Plusieurs aléas pèsent
Il y aurait débat, et il est impossible pour le secrétaire général de ne pas s’emparer du défi nord-coréen. « Le sujet est de créer un espace entre ne rien faire et utiliser la force militaire », a précisé M. Stoltenberg à Faslane. En octobre, il ira au Japon et en Corée du Sud, des visites prévues de longue date mais « devenues plus pertinentes », convient-il. Il s’agit bien de parler avec les partenaires de l’OTAN, et de montrer qu’elle se soucie de la prolifération.

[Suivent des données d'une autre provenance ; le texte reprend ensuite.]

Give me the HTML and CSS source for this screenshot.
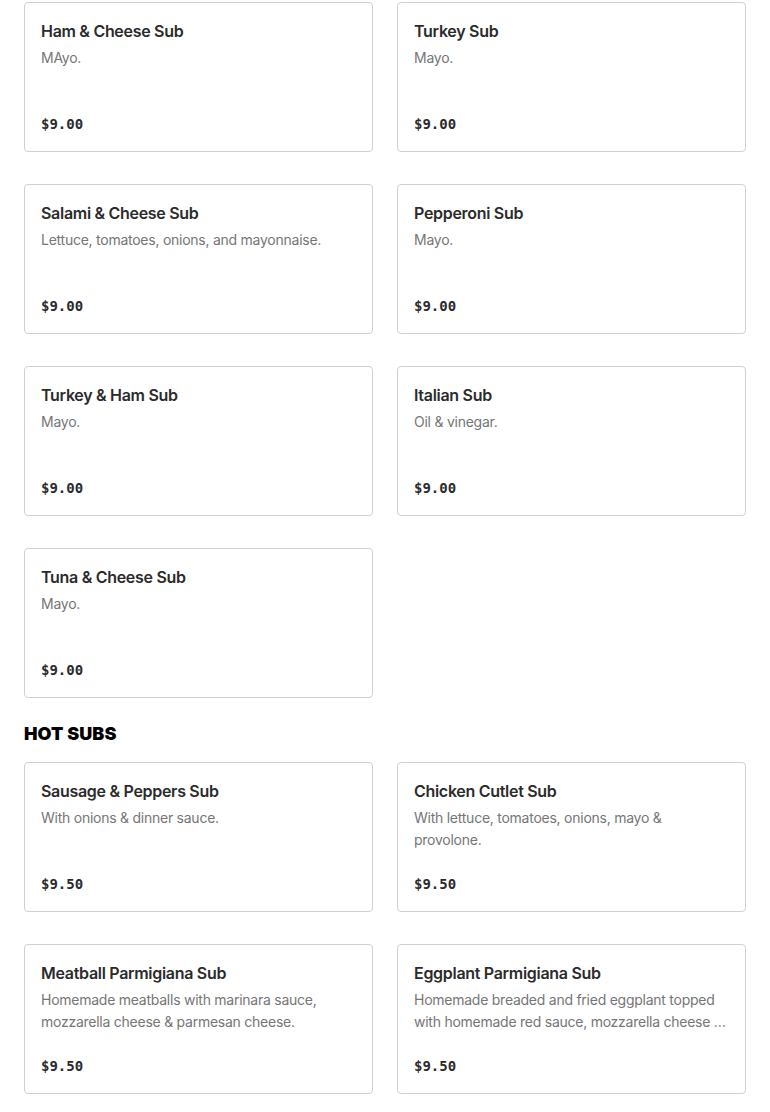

Les missiles de Kim Jong-un, qu’ils soient nucléaires ou non, sont théoriquement capables d’atteindre le territoire otanien. Cette menace balistique ne devrait cependant pas relancer le sujet de la défense antimissile américaine en Europe. Outre le fait que le « bouclier » n’est pas abouti techniquement, il manque l’intention hostile, le leader nord-coréen ayant dit lui-même qu’il n’avait cure de l’Europe. « Pour le moment, nous ne voyons pas la nécessité de rouvrir le dossier face à la menace nord-coréenne », confirme au Monde le général Petr Pavel, président du comité militaire de l’OTAN.
Les alliés manquent aussi d’appétit pour relancer le dossier, le bouclier antimissile étant un sujet de dispute avec Moscou. D’ailleurs, souligne M. Stoltenberg, la Corée du Nord n’est pas à l’agenda du dialogue OTAN-Russie, « car le bon format sur ces sujets est l’ONU, où sont présents tous les États nucléaires ». La posture générale de l’OTAN n’a donc pas de raison de changer. Le nucléaire ne sera pas un sujet majeur du prochain sommet des vingt-neuf alliés, comme cela avait été le cas lors du précédent, en 2016 à Varsovie, quand l’OTAN a réaffirmé sa vocation nucléaire face à la Russie.
Mais plusieurs aléas pèsent, dont les risques d’incidents non maîtrisés dans le cadre de la crise nord-coréenne. Et la « volatilité » du président américain Donald Trump. La double revue, nucléaire et antimissile, ordonnée par le président américain au Pentagone, attendue pour le début 2018, sera donc décisive dans cette perspective.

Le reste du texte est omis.